Clustering in Snowflake

Guide for correctly and responsibly using Snowflake’s clustering

Snowflake supports clustering, which is a powerful feature that allows users to optimize query performance by organizing data within micro-partitions. Clustering can significantly improve the efficiency of data retrieval, especially for large tables with frequently accessed columns.

How Clustering Works

Clustering in Snowflake works by:

  1. Defining one or more columns as clustering keys
  2. Reorganizing data within micro-partitions based on these keys
  3. Maintaining the clustering order as new data is added or modified

This process helps Snowflake’s query optimizer to quickly locate and retrieve relevant data, reducing the amount of data that needs to be scanned.

Benefits of Clustering

  • Improved query performance
  • Reduced compute costs
  • Better pruning of irrelevant micro-partitions
  • Enhanced data organization

Costs of Clustering

  • Substantial upfront cost whenever the table is clustered (usually, this happens on full-refresh)
  • Marginal maintenance costs for ongoing updates to maintain the clustering order

When to Use Clustering

If a model includes the incremental_backfill_date variable then it must also be configured to never fully refresh. These models can incur large re-clustering charges since the backfill DAG reprocesses months in random order which leads to an unsorted table. An example of this is mart_behavior_structured_event.

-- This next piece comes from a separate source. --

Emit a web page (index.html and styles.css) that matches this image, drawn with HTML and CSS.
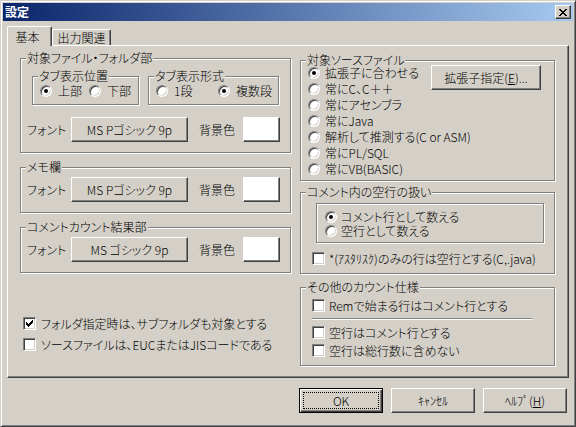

Models which can be fully refreshed without additional configuration can be clustered in the normal way as dbt will produce a clustered table.

Consider using clustering when:

  • Your table is large (typically > 1 TB)
  • You frequently query on specific columns
  • Your queries are experiencing performance issues in dbt, Snowsight, or Tableau; clustering the table that your query selects from can improve query performance.
  • You have high cardinality columns that are often used in WHERE clauses or JOINs

How to Implement Clustering

dbt syntax

cluster_by=['column1','column2'],
automatic_clustering='true'

The cluster key and automatic_clustering configuration setting must be added to the model so that automatic clustering is enabled by default should the model be rebuilt. A full-refresh of an incremental model will be required before the automatic clustering is enabled.

Manual applying via SQL

Manual clustering of a table can be achieved by executing the following SQL command. However, it’s important to note that this method is not recommended for dbt models. The reason is that if the table is dropped and recreated through dbt, the clustering will not persist. For dbt models, it’s advisable to use the dbt code mentioned earlier to ensure proper and persistent clustering:

ALTER TABLE your_table CLUSTER BY (column1, column2, ...);

Automatic-clustering needs to be enabled using the RESUME RECLUSTER command. For example:

ALTER TABLE sales CLUSTER BY (date, region) RESUME RECLUSTER;

Monitoring Clustering

Snowflake provides system functions to monitor clustering:

SELECT SYSTEM$CLUSTERING_INFORMATION('your_table');

This function returns valuable information about the clustering state of your table. Some examples of how to interpret the information can be found in the Snowflake docs.

Ideally, average_overlaps would be below 1 and average_depth would be ~ 1. A high number indicates the table is not well clustered.

Best Practices

  1. Choose clustering keys wisely based on your query patterns
  2. Monitor clustering regularly
  3. Reconsider clustering if your table is small or experiences frequent updates
  4. Be aware of the additional storage and maintenance costs associated with clustering
  5. When a table with auto-clustering enabled is cloned, the cloned version will have auto-clustering turned off

By understanding and properly implementing clustering, you can significantly enhance the performance of your Snowflake queries and optimize your data warehouse operations.